Virtual Screening Information

Friday, Feb. 12

SYNOPSIS
By day, Ed Popil worked as a telemarketer in Rochester, New York for 18 years. By night, he transformed into drag queen Mrs. Kasha Davis, a 1960’s era housewife trying to liberate herself from domestic toil through performing at night in secret –an homage to Ed’s mother. After seven years of auditioning to compete on RuPaul’s Drag Race, Ed Popil was finally cast onto the tv show and thrust into a full-time entertainment career at the late age of 44. Workhorse Queen explores the complexities of reality television’s impact on queer performance culture by focusing on the growing divide between members of a small town drag community – those who have been on television, and those who have not.

DIRECTOR’S STATEMENT
Following the 2016 election of Donald Trump, I watched episodes of the reality television show RuPaul’s Drag Race on repeat every day for a year. I was scared that the progress that had been made in terms of media representation of gender and sexuality might be erased under Trump’s regime and took comfort in watching drag queens perform on mainstream television. It was this concern that inspired the making of Workhorse Queen, which began as an investigation into how mainstream media has impacted broader cultural understandings of gender and sexuality. 

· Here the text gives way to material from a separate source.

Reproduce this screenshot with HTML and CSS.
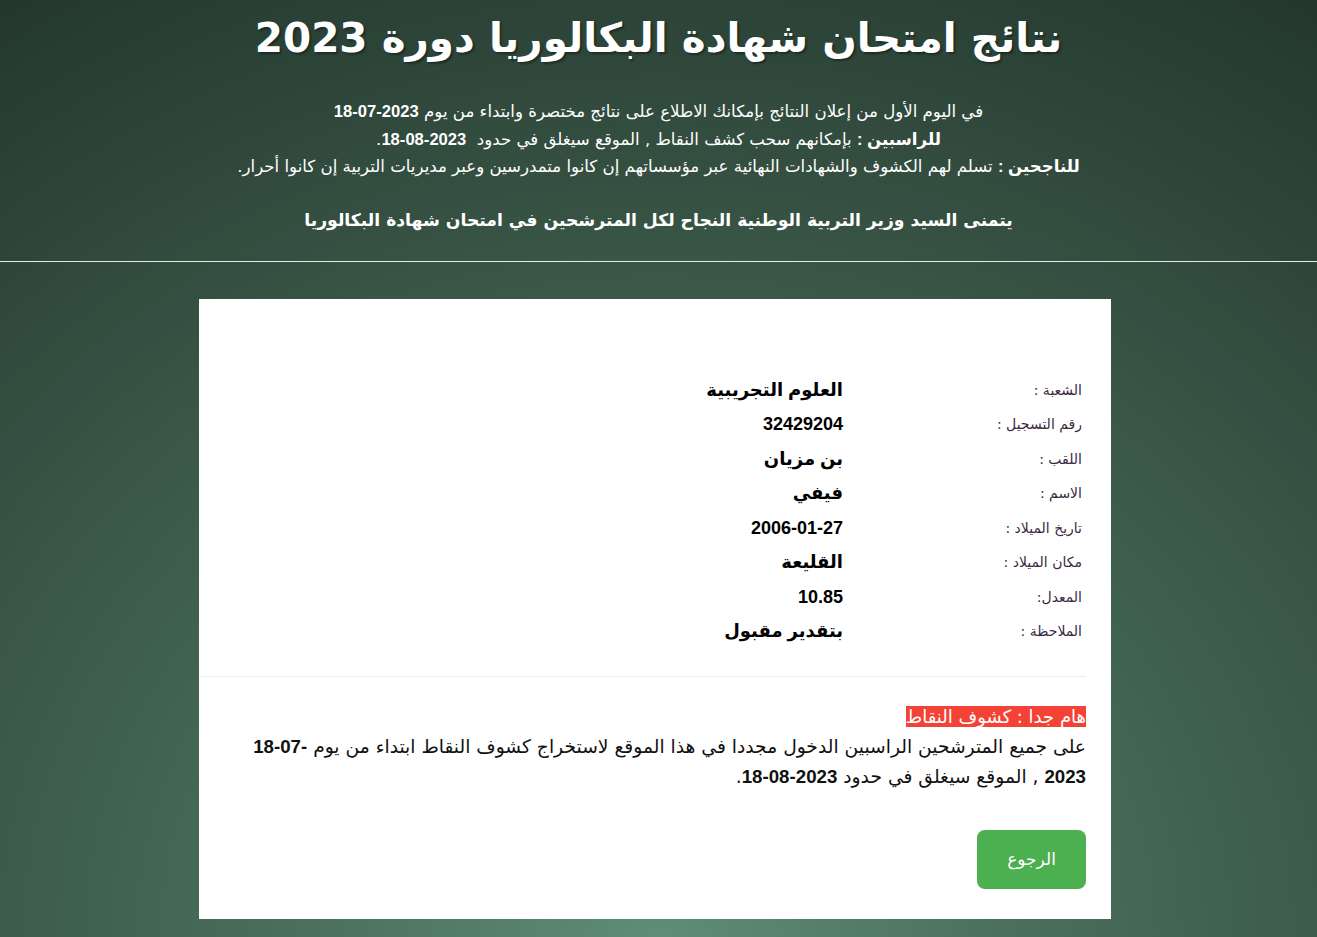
FILE: index.html
```html
<!DOCTYPE html>
<html lang="ar" dir="rtl">
<head>
<meta charset="utf-8">
<title>نتائج امتحان شهادة البكالوريا دورة 2023</title>
<link rel="stylesheet" href="styles.css">
</head>
<body>
<header class="top">
  <h1 class="title">نتائج امتحان شهادة البكالوريا دورة 2023</h1>
  <p class="info">
    في اليوم الأول من إعلان النتائج بإمكانك الاطلاع على نتائج مختصرة وابتداء من يوم <b>2023-07-18</b><br>
    <b>للراسبين :</b> بإمكانهم سحب كشف النقاط , الموقع سيغلق في حدود&nbsp; <b>2023-08-18</b>.<br>
    <b>للناجحين :</b> تسلم لهم الكشوف والشهادات النهائية عبر مؤسساتهم إن كانوا متمدرسين وعبر مديريات التربية إن كانوا أحرار.
  </p>
  <p class="wish">يتمنى السيد وزير التربية الوطنية النجاح لكل المترشحين في امتحان شهادة البكالوريا</p>
</header>
<main class="wrap">
  <section class="card">
    <div class="result">
      <div class="label">الشعبة :</div><div class="value">العلوم التجريبية</div>
      <div class="label">رقم التسجيل :</div><div class="value">32429204</div>
      <div class="label">اللقب :</div><div class="value">بن مزيان</div>
      <div class="label">الاسم :</div><div class="value">فيفي</div>
      <div class="label">تاريخ الميلاد :</div><div class="value">2006-01-27</div>
      <div class="label">مكان الميلاد :</div><div class="value">القليعة</div>
      <div class="label">المعدل:</div><div class="value">10.85</div>
      <div class="label">الملاحظة :</div><div class="value">بتقدير مقبول</div>
    </div>
    <hr class="sep">
    <p class="note"><span class="alert">هام جدا : كشوف النقاط</span><br>على جميع المترشحين الراسبين الدخول مجددا في هذا الموقع لاستخراج كشوف النقاط ابتداء من يوم <b>-07-18<br>2023</b> , الموقع سيغلق في حدود <b>2023-08-18</b>.</p>
    <div class="actions"><a class="btn" href="#">الرجوع</a></div>
  </section>
</main>
</body>
</html>
```
FILE: styles.css
```css
html, body {
  margin: 0;
  padding: 0;
}
body {
  min-height: 937px;
  font-family: "DejaVu Sans", sans-serif;
  background: radial-gradient(ellipse 1200px 1100px at 50% 100%, #5f8d75 0%, #4a6f5d 30%, #3a5747 60%, #24382f 100%);
  color: #fff;
}
.top {
  text-align: center;
  padding: 12px 0 27px;
  border-bottom: 1px solid #e4ece6;
}
.title {
  margin: 0;
  font-size: 40.5px;
  line-height: 53px;
  font-weight: bold;
  color: #fff;
  text-shadow: 2px 2px 2px rgba(0,0,0,0.35);
}
.info {
  margin: 33px 0 0;
  font-size: 16.6px;
  line-height: 27.5px;
}
.info b {
  font-family: "Liberation Sans", "DejaVu Sans", sans-serif;
}
.wish {
  margin: 25px 0 0;
  font-size: 17.2px;
  line-height: 28px;
  font-weight: bold;
}
.wrap {
  display: flex;
  justify-content: center;
  padding: 37px 7px 19px 0;
}
.card {
  width: 912px;
  box-sizing: border-box;
  background: #fff;
  color: #000;
  padding: 74px 25px 30px;
}
.result {
  display: grid;
  grid-template-columns: 243px auto;
  line-height: 34.5px;
}
.label {
  font-size: 14px;
  color: #3a2a40;
  padding-right: 4px;
}
.value {
  font-family: "Liberation Sans", "DejaVu Sans", sans-serif;
  font-size: 18px;
  font-weight: bold;
  color: #000;
}
.sep {
  border: 0;
  border-top: 1px solid #eee;
  margin: 27px 0 0 -25px;
}
.note {
  margin: 25px 0 0;
  font-size: 18.7px;
  line-height: 30px;
  color: #111;
}
.note b {
  font-family: "Liberation Sans", sans-serif;
}
.alert {
  background: #f44336;
  color: #fff;
  font-size: 18px;
  line-height: 20px;
}
.actions {
  margin-top: 38px;
  display: flex;
}
.btn {
  display: flex;
  align-items: center;
  justify-content: center;
  width: 109px;
  height: 59px;
  border-radius: 8px;
  background: #4caf50;
  color: #fff;
  font-size: 17px;
  text-decoration: none;
}
```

RuPaul’s Drag Race has transformed queer performance culture in a way that few reality television shows have impacted their respective fields. Through the process of making this film, I discovered an incredible wealth of varying perspectives on the ways in which the commercialization of drag has impacted queer performance communities and participants. It became important to me that this film is not just a portrait of famous drag queens –it is a critical commentary on reality television’s impact on a subversive subculture, including many complicating voices –drag queens who have been on the show, drag queens who have auditioned year after year and been rejected by the show, drag legends from all over the world who have shunned the platform, club promoters, obsessed fans, and members of local small-town queer communities. 

RuPaul’s Drag Race has created a template for how to become a mainstream celebrity as a drag queen, something that was almost unheard of before the show startedin 2009. However, that model of celebrity is not a comfortable fit for every performer. An unlikely contestant on RuPaul’s Drag Race, Ed Popil (aka Mrs. Kasha Davis) is a 47-year-old former call center manager in suburban Rochester who offers unique insights into the impact of the show and became the point of view that the film follows. As Ed moves away from RuPaul’s Drag Race being the only validating and sustainable platform for his unique persona, he has become the queer role model for kids that he always wished he had growing up in a conservative family in Scranton, Pennsylvania (an upbringing that contributed to him marrying and divorcing a woman and not coming out as gay until nearly the age of 30). Watching Ed Popil/Mrs. Kasha Davis’ journey toward creating local theater shows for children in Rochester, New York has been inspiring. Although Drag Race has helped him commit to becoming a full-time entertainer late in his life, after a painful up-and-down journey he has realized that his value as an artist should not be determined by his popularity and success on that platform. 

As a woman frequenting the often very male-dominated spaces of drag clubs, it also became important to me that the film additionally examines drag queens’ relationshipsto women and femininity –exploring how Mrs. Kasha Davis and other drag queens frequently channel women’s experiences into their own performance works as well as the unexpected inspiration that young women have found in drag queens as a result of broader television visibility. In making this film, it has been essential to assemble a team of socially concerned and experienced women, trans, non-binary and queer experts in the film industry who are passionate about issues of queer representation and media to work with. As a politically-engaged feminist media artist working in a variety of forms, I am committed to telling complex and unconventional stories about the media we consume from unusual perspectives. I think the impact of reality television on queer representation and subversive queer subculture is an important and under-examined topic in our contemporary moment and the driving motivation behind making Workhorse Queen, my first feature-length documentary film.